De la corrida la única conclusión que se puede extraer es lo que le gusta al taurineo en general el sector de la construcción. Tanto, que sorprende que los gobiernos mundiales hayan descartado tan pronto que el pinchazo de la burbuja inmobiliaria se deba al cuadro de taurinos que juegan a ser brookers con sombrero de ala ancha en Wall Street. Cuando el taurinismo no anda buscando por las tapias, como hombres del saco con rólex morunos y cohíbas de boda, niños toreros para sacarles la manteca, está con la cantinela del cortijo cada vez que un torillo embiste veinte veces sin descalabrarse y si no desmontando una ganadería como ésta, buena en otros tiempos, comprada por un ladrillero que hizo fortuna y que, ironías del destino, ahora ve como se derrumba en público en el piso de unos maestrantes, que son como esos inquilinos rumanos que no se van nunca de casa.
Al que no le estorbó el piso para torear con categoría, y bien que sentimos que a duras penas la torería le vaya a llegar para pagar cuatro letras de un merecido cortijo, dada la condición de vilipendiosa de su oficio -es desconocido cuantos años más va a seguir colocado en la clasificación de profesiones cotizables- es a Plácido Sandoval, alías Tito, que es la prolongación sobre las cuatro patas de la parte devota del tendido. El arre a caballo de Tito es el espontáneo azuzamiento del aficionado que, sentado en el cemento pega un pecherazo al espectador que tiene debajo, como si arrease un percherón sobre el que cita dando los pechos; las manos de Tito, manejando como maestro orfebre las riendas y el bocao, son las extensiones del sistema nervioso de este aficionado, que celebra como el gol de Señor a Malta la manera de tirar el palo, de echarlo por delante, con el temple y son que tiene Tito. Entre vítores y ovaciones se fue, otra vez, Tito Sandoval tras torear a caballo al tercero de la tarde que, aunque medio se empleó, después cantó la gallina.

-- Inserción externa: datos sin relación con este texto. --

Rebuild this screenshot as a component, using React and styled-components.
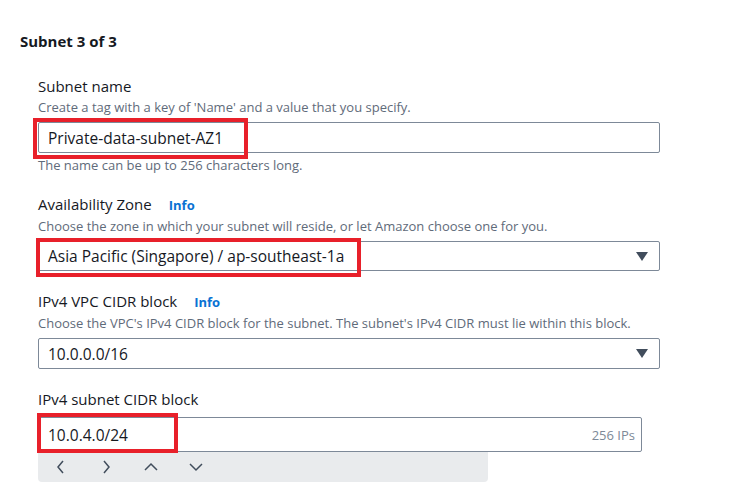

Urdiales y Fandiño pasaron desapercibidos, cumpliendo con la obligación que los trajo aquí -deshacerse de una corrida de toros de Sevilla- y poco más. Acostumbrado el público a verlos con otro tipo de ganado, menos sevillano pero más presentable, el estar dignos y con oficio ante estos bichos concebidos para las comodidades de las figuras, se antoja poco. Jiménez Fortes demostró en unas chicuelinas de almíbar no tener parangón capotero -Morante al margen-, arreó, se arrimó y dejó trazos de buen toreo en cuanto pudo, que hubo de ser en el sexto, bis, de Montealto y que será por ser sobrero corraleado desde los primeros días de feria, no acusó tanto la mudanza al nuevo piso.
Las casi tres horas de bochornoso espectáculo también nos permitieron ver al jovencísimo malagueño descalzándose para pegar chicuelinas, que ahora es moda, una señal de hombría para el tendido y de desafío para el toro, que también hacen las abuelas por las noches antes de meterse en el catre sin que nadie les jalee un bieeen por ello -¡hay que ver esos hijos y esos esposos mohínos que parecen del Siete!-. Vulgar detalle que se suma a las cuatro ocasiones en que los matadores perdieron la muleta entrando a matar. Cualquier día, por el camino del volapié, pierden hasta la espada. En la Maestranza no se puede andar de cualquier manera, por mal que esté el piso.